Intel® Threading Building Blocks has become a very popular choice as a parallelization framework at CERN. It is used in several large frameworks developed by the CERN community allowing them to take advantage of shared-memory parallelization.

This workshop is aimed at the experienced user of TBB wanting to learn more about advanced parallelization techniques taking you beyond parallel_for and pipelines. In particular the attendees will learn about TBB Flow Graph, its uses and limitations. The workshop will offer both presentations and hands-on sessions.

This workshop — organized in collaboration with Intel — is a great opportunity to improve your application's performance and ask questions to Intel Software Experts. Sign up now!

The workshop will be delivered by three experts from Intel's Software Group:

  • Alex Katranov is a software engineer at Intel. He has professional experience in parallel programming and C++ for almost 10 years. Alexei is involved in multiple activities related to parallelism as well he owns Intel TBB task scheduler development. He gave talks about heterogeneous computations in TBB at IWOCL in 2016 and SES in 2017;
  • Aleksei Fedotov is a software engineer at Intel. He worked for a few years on various TBB features such as parallel algorithms, containers, C++11 support. Now he leads the architecture and development of the Flow Graph API, including support for heterogeneity. His interests include parallel computer architectures, parallel programming, runtime development, optimization and machine learning;
  • Cédric Andreolli is a software engineer at Intel. He worked for a few years as an application engineer optimizing HPC code for Oil and Gas customers. He has experience in vectorization and threading and he is now working as a technical consulting engineer focusing on compilers. He also worked on tools such as Roofline Model used for characterizing HPC applications.

Event abstract:

Due to energy constraints, high performance computing platforms are becoming increasingly heterogeneous, achieving greater performance per watt through the use of hardware that is tuned to specific computational kernels or application domains. It can be challenging for developers to match computations to accelerators, choose models for targeting those accelerators, and then coordinate the use of those accelerators in the context of their larger applications.
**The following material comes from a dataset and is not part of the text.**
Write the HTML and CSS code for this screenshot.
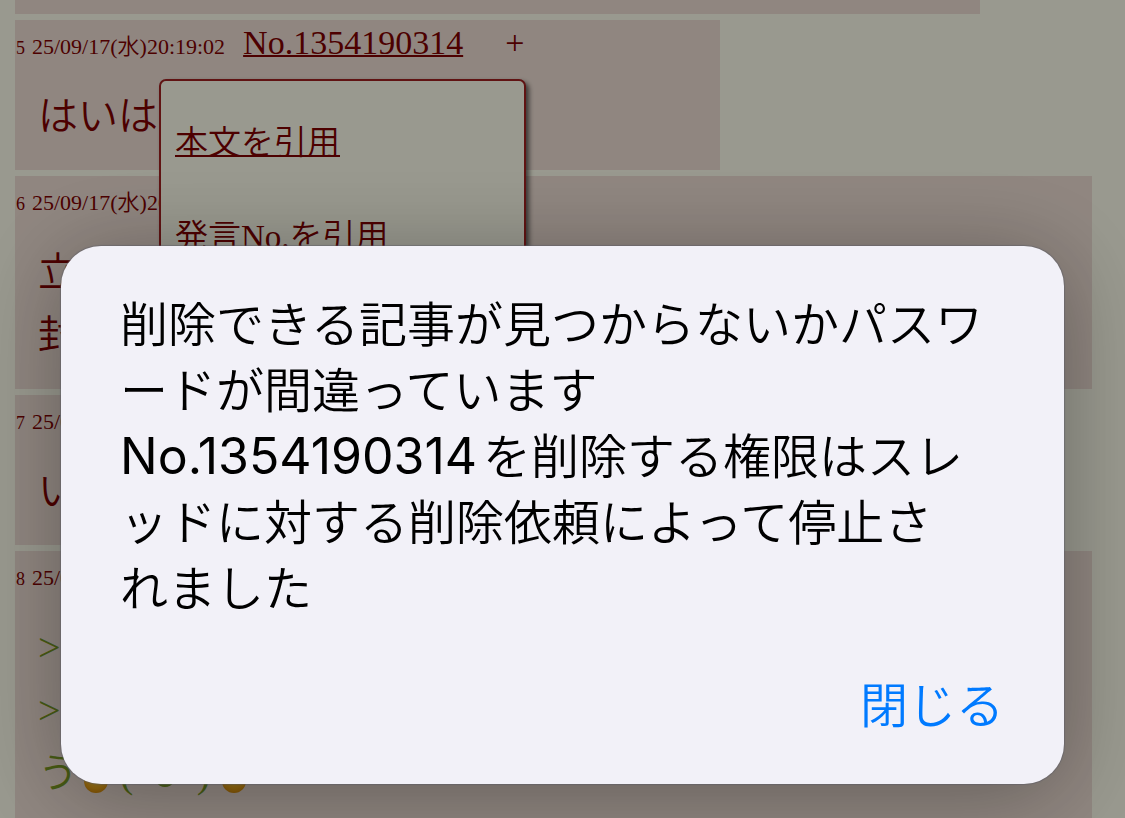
FILE: index.html
```html
<!DOCTYPE html>
<html lang="ja">
<head>
    <meta charset="UTF-8">
    <meta name="viewport" content="width=device-width, initial-scale=1">
    <title>スレッド</title>
    <link rel="stylesheet" href="styles.css">
</head>
<body>
<main class="thread">
    <div class="reply reply-prev"></div>
    <div class="reply reply-short">
        <div class="head">
            <span class="rsc">5</span>
            <span class="date">25/09/17(水)20:19:02</span>
            <a class="no" href="#">No.1354190314</a>
            <button class="sod" type="button">+</button>
        </div>
        <div class="text">はいは</div>
        <div class="popup">
            <a href="#">本文を引用</a>
            <a href="#">発言No.を引用</a>
        </div>
    </div>
    <div class="reply reply-wide">
        <div class="head">
            <span class="rsc">6</span>
            <span class="date">25/09/17(水)20</span>
        </div>
        <div class="text">立<br>封</div>
    </div>
    <div class="reply reply-short">
        <div class="head">
            <span class="rsc">7</span>
            <span class="date">25/09</span>
        </div>
        <div class="text">い</div>
    </div>
    <div class="reply reply-wide">
        <div class="head">
            <span class="rsc">8</span>
            <span class="date">25/09</span>
        </div>
        <div class="text quote">
            <div>&gt;</div>
            <div>&gt;</div>
            <div class="kao">
                <span>う</span>
                <i class="ball"></i>
                <span class="face">
                    <span>(</span>
                    <svg width="20" height="20" viewBox="0 0 20 20"><path d="M1 9Q10 20 19 9" fill="none" stroke="currentColor" stroke-width="3"/></svg>
                    <span>)</span>
                </span>
                <i class="ball"></i>
            </div>
        </div>
    </div>
</main>
<div class="overlay">
    <div class="alert" role="alertdialog" aria-modal="true" aria-describedby="msg">
        <p class="msg" id="msg">削除できる記事が見つからないかパスワ<br>ードが間違っています<br><span class="num">No.1354190314</span>を削除する権限はスレ<br>ッドに対する削除依頼によって停止さ<br>れました</p>
        <button class="close" type="button">閉じる</button>
    </div>
</div>
</body>
</html>
```
FILE: styles.css
```css
*{
    box-sizing: border-box;
    padding: 0;
    margin: 0;
}
html,body{
    height: 100%;
}
body{
    overflow: hidden;
    background: #ffffee;
    color: #800000;
    font-family: "Liberation Serif", "Noto Sans CJK JP", serif;
}
a{
    color: #800000;
}
button{
    border: 0;
    background: none;
    font-family: inherit;
    cursor: pointer;
}
.thread{
    display: flex;
    flex-direction: column;
    gap: 6px;
    height: 100%;
    padding: 0 33px 0 15px;
    overflow: hidden;
}
/* レス */
.reply{
    position: relative;
    flex-shrink: 0;
    padding-bottom: 22px;
    background: #f0e0d6;
}
.reply-prev{
    width: 965px;
    height: 14px;
    padding: 0;
}
.reply-short{
    width: 705px;
}
.reply-wide{
    width: 100%;
}
.head{
    display: flex;
    align-items: baseline;
    height: 65px;
    padding-left: 1px;
    line-height: 46px;
    white-space: nowrap;
}
.head::before{
    content: "\200b";
    font-size: 34px;
}
.rsc{
    width: 16px;
    font-size: 18px;
}
.date{
    font-size: 22px;
    font-weight: 350;
}
.no{
    margin-left: 18px;
    font-size: 34px;
    text-decoration-thickness: 2px;
}
.sod{
    margin-left: 42px;
    color: #800000;
    font-size: 34px;
}
.text{
    padding-left: 23px;
    font-size: 40px;
    font-weight: 350;
    line-height: 63px;
}
.quote{
    color: #789922;
}
.kao{
    display: flex;
    align-items: center;
    height: 63px;
}
.ball{
    width: 24px;
    height: 24px;
    margin-top: 14px;
    border-radius: 50%;
    background: radial-gradient(circle at 50% 30%, #ffd84a, #f0a818 60%, #c87800);
}
.kao .ball:nth-child(2){
    margin-left: 6px;
}
.face{
    display: flex;
    align-items: center;
    justify-content: space-between;
    width: 114px;
    padding: 0 12px;
}
.face svg{
    margin-top: 14px;
}
/* 引用メニュー */
.popup{
    position: absolute;
    top: 59px;
    left: 144px;
    z-index: 1;
    display: flex;
    flex-direction: column;
    gap: 30px;
    width: 367px;
    height: 300px;
    padding: 30px 14px;
    border: 2px solid #a02020;
    border-radius: 7px;
    background: #ffffee;
    box-shadow: 3px 3px 5px rgba(0,0,0,0.6);
    font-size: 33px;
    font-weight: 350;
    line-height: 64px;
}
.popup a{
    text-decoration-thickness: 2px;
}
/* ダイアログ */
.overlay{
    position: fixed;
    top: 0;
    right: 0;
    bottom: 0;
    left: 0;
    z-index: 10;
    padding: 246px 61px 0;
    background: rgba(0,0,0,0.4);
}
.alert{
    display: flex;
    flex-direction: column;
    gap: 51px;
    padding: 46px 60px 45px 59px;
    border-radius: 40px;
    background: #f2f1f8;
    box-shadow: 0 0 1px 1px rgba(90,90,100,0.5), 0 10px 90px rgba(0,0,0,0.32);
    font-family: Inter, "Noto Sans CJK JP", sans-serif;
    font-size: 48px;
    font-weight: 350;
    line-height: 66px;
}
.msg{
    color: #000;
    white-space: nowrap;
}
.num{
    margin-right: 6px;
    font-size: 50px;
    font-optical-sizing: none;
    font-weight: 400;
    line-height: 48px;
}
.close{
    align-self: flex-end;
    color: #007aff;
    font-size: 48px;
    font-weight: 350;
    line-height: 66px;
}
```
This tutorial starts with a survey of heterogeneous architectures and programming models, and discusses how to determine if a computation is suitable for a particular accelerator. Next, Intel® Threading Building Blocks (Intel® TBB), a widely used, portable C++ template library for parallel programming is introduced. TBB is available as both a commercial product and as a permissively licensed open-source project at http://www.threadingbuildingblocks.org. The library provides generic parallel algorithms, concurrent containers, a work-stealing task scheduler, a data flow programming abstraction, low-level primitives for synchronization, thread local storage and a scalable memory allocator. The generic algorithms in TBB capture many of the common design patterns used in parallel programming. While TBB was first introduced in 2006 as a shared-memory parallel programming library, it has recently been extended to support heterogeneous programming. These new extensions allow developers more easily to coordinate the use of accelerators such as integrated and discrete GPUs, or devices such as FPGAs into their parallel C++ applications. This tutorial will introduce students to the TBB library and provide a hands-on opportunity to use some of its features for shared-memory programming. The students will then be given an overview of the new features included in the library for heterogeneous programming and have a hands-on opportunity to convert an example they developed for shared-memory into one that performs hybrid execution on both the CPU and an accelerator. Finally, students will be provided with an overview of the TBB Flow Graph Analyzer tool and shown how it can be used to understand application inefficiencies related to utilization of system resources.